# public transport to Wrentham outlet mall, Boston, MA, USA



## Protocol (26 Mar 2007)

We will be in Boston next week, and might like to go to Wrentham Village outlet mall.

The only public transit option seems to be a tour bus that collects from city centre hotels. It gives you 5 hrs at the mall for USD36 return.

See here

http://www.premiumoutlets.com/outlets/directions.asp?id=10



However, we are thinking about taking a commuter train to either Mansfield or Franklin stations, and then hoping to catch a taxi to the mall, as on this map:

http://www.mbta.com/schedules_and_maps/rail/

Does anybody have any experience of doing that?


----------



## mts (26 Mar 2007)

I was in Wrentham last week, unfortunately I cannot comment on the public transport as we drove. The outlet malls are well worth a visit, the best I've seen in the US. 5 hours should be plenty of time to get to all the shops. We were there about 5 hours and that included taking a break for an hour for lunch and it was long enough. We went midweek and it was reasonably quiet, I would think it is far busier at the weekends.


----------



## thespecialon (26 Mar 2007)

Yes I got the commuter train and then a taxi, this was a few years ago now though.Cant remember the cost of the taxi.But got us there fine and great bargains to be had when I was there


----------



## redchariot (26 Mar 2007)

You could hire a car for the day if you have a licence and drive out and back at your leisure and of course, you have no problems bringing back your shopping. Hertz in Boston does rentals for as little as $40 for a single day's hire


----------



## shkyler (28 Mar 2007)

Hey also going to Boston next week and want to go here. I think that the 5 hours is just the minimum if its like Woodbury in NY then they come every half hour or so because the mall is open until different times. It says 5 plus hours on the website so hoping its more!


----------



## Protocol (28 Mar 2007)

Thanks to everybody for their help.

We thought of the train/taxi to get away from the rigid tour bus times.  But the train is $13.50 return, and the taxi is $21.50 each way, so there is very little difference to paying $36 on the tour bus.

Plus the taxi is a bit of hassle, you would need to book them, or so I was advised by Foxfield taxi company.

I thought that I'd be bored (as a man) after a hour or so, that's why I looked into other options.

But I'll have to just put up with it.


----------



## oldtimer (29 Mar 2007)

I was there last year and like Protocol was fearful of the boredom. Was there for about 3 hours. There are plenty of shops alright and the missus had a ball - excellent value and discounts in some shops. As for me - luckily it was a glorious day and there are plenty of seats to sit out on - just watch the talent and world go by. Also a very big restaurant at entrance where one can have a coffee (or any kind of meal) in relaxed environment.


----------



## Lindy (29 Mar 2007)

Hi, I was in Wrentham last Thursday with 4 friends and we each paid $40 return for a private transfer.

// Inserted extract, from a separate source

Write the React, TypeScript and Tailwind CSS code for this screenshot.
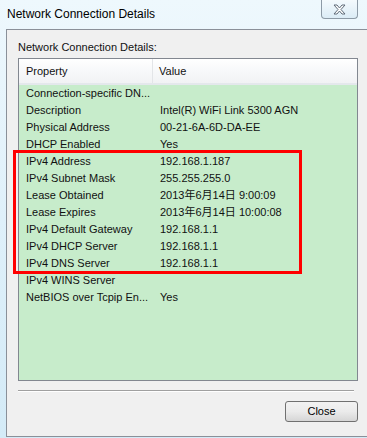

The guy we used was named Tony and had met him in airport as we were walking out to get a taxi. He wa sone of the fellas asking did we need a shuttle to the city. As there was 4 of us the $30 fare to the city was good value compared to about $22-25 for each taxi (didn't think all our bags would fit one taxi). While on way to our hotel he asked would we be going to Wrentham as he could drive us there. We organised with him to collect us as we could pick the times we wanted and didn't have the hassle of set times. 

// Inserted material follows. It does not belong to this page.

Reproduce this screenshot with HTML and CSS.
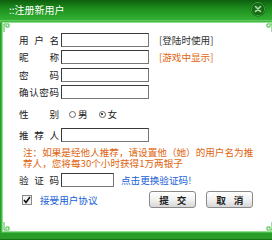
FILE: index.html
```html
<!DOCTYPE html>
<html>
<head>
<meta charset="utf-8">
<link rel="stylesheet" href="styles.css">
</head>
<body>
<div class="win">
  <div class="title">
    <span class="title-text">::注册新用户</span>
    <svg class="close" width="16" height="16" viewBox="0 0 16 16">
      <circle cx="8" cy="8" r="7.5" fill="#0f5a0f"/>
      <circle cx="8" cy="8" r="6.5" fill="none" stroke="#3fae3f" stroke-width="1"/>
      <circle cx="8" cy="8" r="5" fill="#1c6e1c"/>
      <path d="M5.5 5.5 L10.5 10.5 M10.5 5.5 L5.5 10.5" stroke="#a8e0a8" stroke-width="1.6" stroke-linecap="round"/>
    </svg>
  </div>
  <div class="frame">
    <div class="panel">
      <svg class="corner tl" width="10" height="10" viewBox="0 0 10 10"><path d="M1 9 V1 H6 V4 H3 V2" fill="none" stroke="#3dbb3d" stroke-width="1"/></svg>
      <svg class="corner tr" width="10" height="10" viewBox="0 0 10 10"><path d="M9 9 V1 H4 V4 H7 V2" fill="none" stroke="#3dbb3d" stroke-width="1"/></svg>
      <svg class="corner bl" width="10" height="10" viewBox="0 0 10 10"><path d="M1 1 V9 H6 V6 H3 V8" fill="none" stroke="#3dbb3d" stroke-width="1"/></svg>
      <svg class="corner br" width="10" height="10" viewBox="0 0 10 10"><path d="M9 1 V9 H4 V6 H7 V8" fill="none" stroke="#3dbb3d" stroke-width="1"/></svg>
      <div class="form">
        <div class="row r1">
          <span class="label"><i>用</i><i>户</i><i>名</i></span>
          <span class="input"></span>
          <span class="hint">[登陆时使用]</span>
        </div>
        <div class="row r2">
          <span class="label"><i>昵</i><i>称</i></span>
          <span class="input"></span>
          <span class="hint orange">[游戏中显示]</span>
        </div>
        <div class="row r3">
          <span class="label"><i>密</i><i>码</i></span>
          <span class="input"></span>
        </div>
        <div class="row r4">
          <span class="label"><i>确</i><i>认</i><i>密</i><i>码</i></span>
          <span class="input"></span>
        </div>
        <div class="row r5">
          <span class="label"><i>性</i><i>别</i></span>
          <span class="radio first"></span><span class="rtext">男</span>
          <span class="radio on"></span><span class="rtext">女</span>
        </div>
        <div class="row r6">
          <span class="label"><i>推</i><i>荐</i><i>人</i></span>
          <span class="input"></span>
        </div>
        <div class="note">
          <div class="nline">注：如果是经他人推荐，请设置他（她）的用户名为推</div>
          <div class="nline">荐人，您将每30个小时获得1万两银子</div>
        </div>
        <div class="row r7">
          <span class="label"><i>验</i><i>证</i><i>码</i></span>
          <span class="input short"></span>
          <span class="link">点击更换验证码!</span>
        </div>
        <div class="row r8">
          <span class="check"><svg width="8" height="8" viewBox="0 0 8 8"><path d="M1 4 L3 6.5 L7 1" fill="none" stroke="#111" stroke-width="1.6"/></svg></span>
          <span class="agree">接受用户协议</span>
          <span class="btns">
            <span class="btn"><i>提</i><i>交</i></span>
            <span class="btn"><i>取</i><i>消</i></span>
          </span>
        </div>
      </div>
    </div>
  </div>
</div>
</body>
</html>
```
FILE: styles.css
```css
html, body {
  margin: 0;
  padding: 0;
  background: #ffffff;
}
body {
  font-family: "Noto Sans CJK SC", "Noto Sans", sans-serif;
  font-size: 9.6px;
  color: #222;
}
i { font-style: normal; }
.win {
  width: 272px;
  height: 240px;
  display: flex;
  flex-direction: column;
  background: #2a9c2a;
}
.title {
  height: 20px;
  flex: none;
  display: flex;
  align-items: center;
  justify-content: space-between;
  padding: 0 6px 0 9px;
  background: linear-gradient(#0e5e0e 0%, #1b861b 35%, #27a027 70%, #34b034 100%);
}
.title-text {
  color: #ffffff;
  line-height: 20px;
  font-size: 10px;
}
.close { display: block; margin-top: -3px; }
.frame {
  flex: 1;
  display: flex;
  padding: 2px 4px 7px 2px;
  background: linear-gradient(#5ec85e 0px, #5ec85e 2px, #2a9c2a 3px);
  border-bottom: 1px solid #177517;
  min-height: 0;
}
.panel {
  position: relative;
  flex: 1;
  background: #ffffff;
  border: 1px solid #8fe08f;
  box-shadow: 0 0 0 1px #45b845;
}
.corner { position: absolute; }
.corner.tl { left: 0; top: 0; }
.corner.tr { right: 0; top: 0; }
.corner.bl { left: 0; bottom: 0; }
.corner.br { right: 0; bottom: 0; }
.form {
  padding: 10px 20px 0 16px;
  display: flex;
  flex-direction: column;
}
.row {
  display: flex;
  align-items: center;
  height: 14px;
}
.label {
  width: 40px;
  display: flex;
  justify-content: space-between;
  margin-right: 2px;
  flex: none;
}
.input {
  width: 88px;
  height: 14px;
  box-sizing: border-box;
  border: 1px solid #777;
  border-top-color: #3a3a3a;
  border-left-color: #3a3a3a;
  background: #fff;
  flex: none;
}
.input.short { width: 53px; }
.hint { margin-left: 10px; color: #333; }
.orange { color: #e0650f; }
.r2 { margin-top: 3px; }
.r3 { margin-top: 4px; }
.r4 { margin-top: 3px; }
.r5 { margin-top: 8px; }
.r6 { margin-top: 7px; }
.r7 { margin-top: 4px; }
.r8 { margin-top: 4px; height: 17px; }
.radio {
  width: 7px;
  height: 7px;
  border: 1px solid #666;
  border-radius: 50%;
  box-sizing: border-box;
  background: #fff;
  position: relative;
  flex: none;
  margin-left: 11px;
}
.radio.first { margin-left: 8px; }
.radio.on::after {
  content: "";
  position: absolute;
  left: 1.5px;
  top: 1.5px;
  width: 2px;
  height: 2px;
  border-radius: 50%;
  background: #111;
}
.rtext { margin-left: 2px; }
.note {
  margin-top: 5px;
  color: #e0650f;
  white-space: nowrap;
  margin-left: 4px;
  display: flex;
  flex-direction: column;
}
.nline {
  height: 11px;
  line-height: 11px;
  overflow: visible;
}
.link { margin-left: 7px; color: #1560d8; }
.check {
  width: 10px;
  height: 10px;
  box-sizing: border-box;
  border: 1px solid #888;
  background: #f2f2f2;
  margin-left: 3px;
  display: flex;
  align-items: center;
  justify-content: center;
}
.check svg { display: block; }
.agree { margin-left: 8px; color: #1560d8; }
.btns {
  margin-left: auto;
  display: flex;
  gap: 10px;
}
.btn {
  width: 47px;
  height: 17px;
  box-sizing: border-box;
  border: 1px solid #8a8a8a;
  border-radius: 3px;
  background: linear-gradient(#ffffff 0%, #f2f2f2 50%, #d6d6d6 100%);
  display: flex;
  align-items: center;
  justify-content: center;
  gap: 8px;
  color: #222;
  font-weight: bold;
}
```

We got picked up at 9.30am (shops only open at 10) and were collected at 5pm. By that stage we were all shopped out. Paid Tony when we got back to Boston. His details are Tony DeFilippo, number (617) 389 0216/381-9066 Broadway Limousine Inc. 

Not sure how much it would be for less people but for us it was so handy. We even got him to bring us back to the airport!


----------



## Lori Dublin (13 Feb 2010)

Hi Everyone....

Traveling to boston on the 4th march.. have read the previous messages on transport etc was wondering if anyone has been there recently and has any tips etc would be very grateful.  I am travelling with 3 others so looking at the possibility of booking  transport from the airport to hotel and back and then to the outlet village and back ourselves as it may work out cheaper.... any tips would be deadly... thanks


----------



## EvilDoctorK (14 Feb 2010)

For the outlets I'd just rent a car for the day  - shouldn't set you back more the $50, probably less  - Wrentham is an easy drive from Boston  - no more than an hour, probably less, almost all on freeways ... you've much more flexibility (and a place to put your purchases) if you have a car.

Airport->Hotel ... I'd take a cab - Boston airport is very close to downtown, cabs aren't too expensive (especially if there's 4 of you to share)


----------



## Lori Dublin (14 Feb 2010)

Thanks  EvilDoctorK for the advise... will look into renting a car... dont know if hubby will be happy driving over there... But will give it a try...


----------